Cabo Verde teaches you that travel doesn’t have to be loud to be meaningful. That history doesn’t always announce itself with monuments. And that sometimes, the most powerful journeys are the ones that ask you to slow down enough to listen. If Sal is your first step, let it be exactly that — a beginning, not a conclusion. The rest of Cabo Verde is waiting, quietly, across the water.

How to move around island of Cabo Verde?

Inter-Island Flights

Flying is the fastest and most dependable way to travel between the islands. The primary domestic airline is Cabo Verde Airlines (also called TACV), which connects many of the larger islands like Sal, Santiago (Praia), São Vicente and Boa Vista. Flights generally take about 30–60 minutes depending on the route. Schedules vary by season and route; some smaller island flights may only run a few times per week. The schedule is not published online much in advance and it can change even few hours before your flight so be flexible. Prices start at 40 EUR one way.

Ferries (CV Interilhas)

Ferries offer a cheaper and slower alternative and are useful for some island pairs. Check the website of CV Interilhas which runs most of the inter-island ferry routes. Services between São Vicente and Santo Antão or Santiago ↔ Fogo are frequent. The connections between other islands are scheduled once or twice a week. All ferries are subject to the weather conditions which can be very unstable. The ticket prices starts at 8 EUR for a one way ticket.

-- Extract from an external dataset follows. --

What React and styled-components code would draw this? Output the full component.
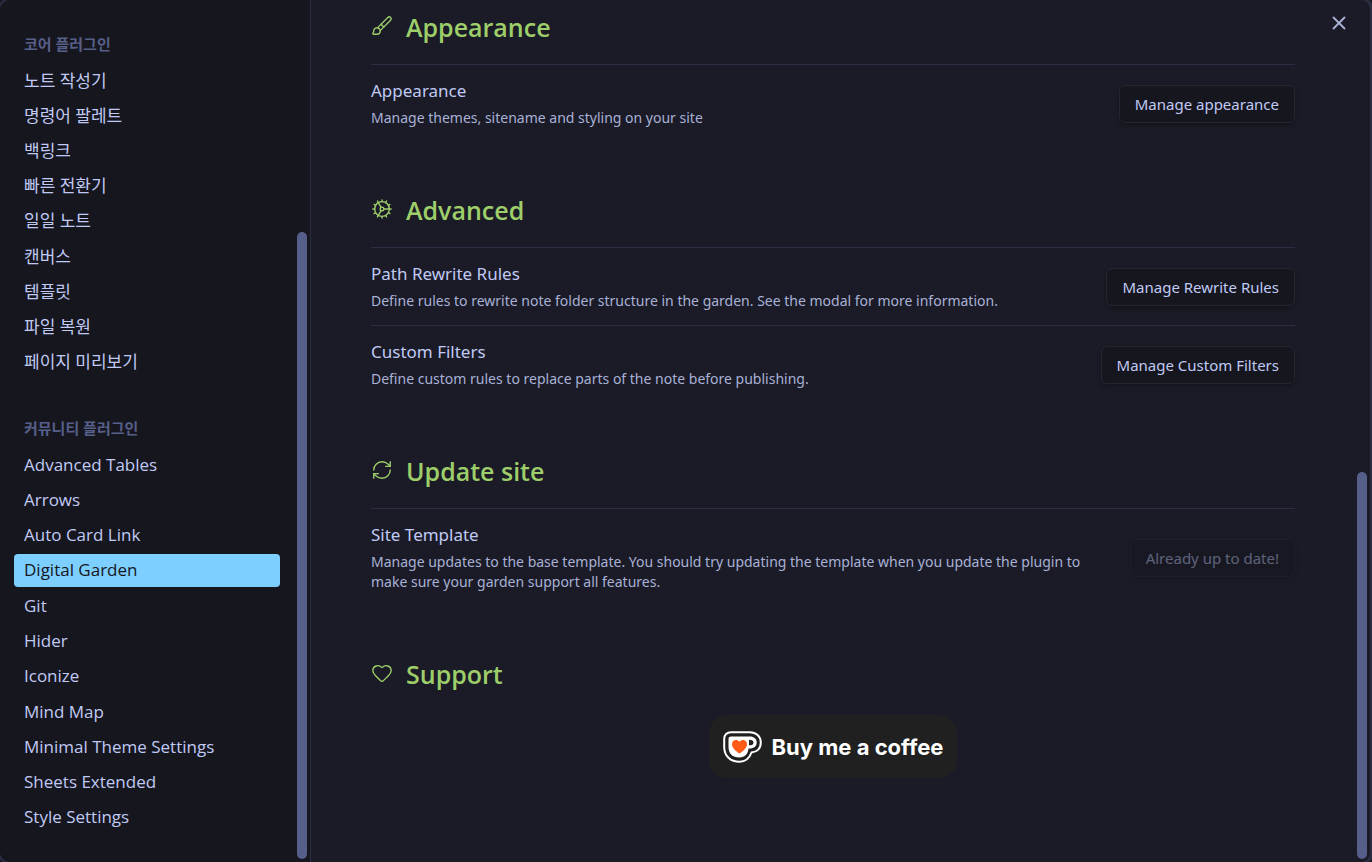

Getting Around on Each Island

Once on an island you can rent a car (there are car rental companies of major islands such as Sal , Boa Vista and Santiago) or use a budget friendly fill up and go minibuses. These are cheap and very popular among locals so it’s really a great way to discover more about the local way of life and connect with the inhabitants of the island. You can also hop on a taxi if you are visiting the main cities. Don’t count on taxis in rural areas.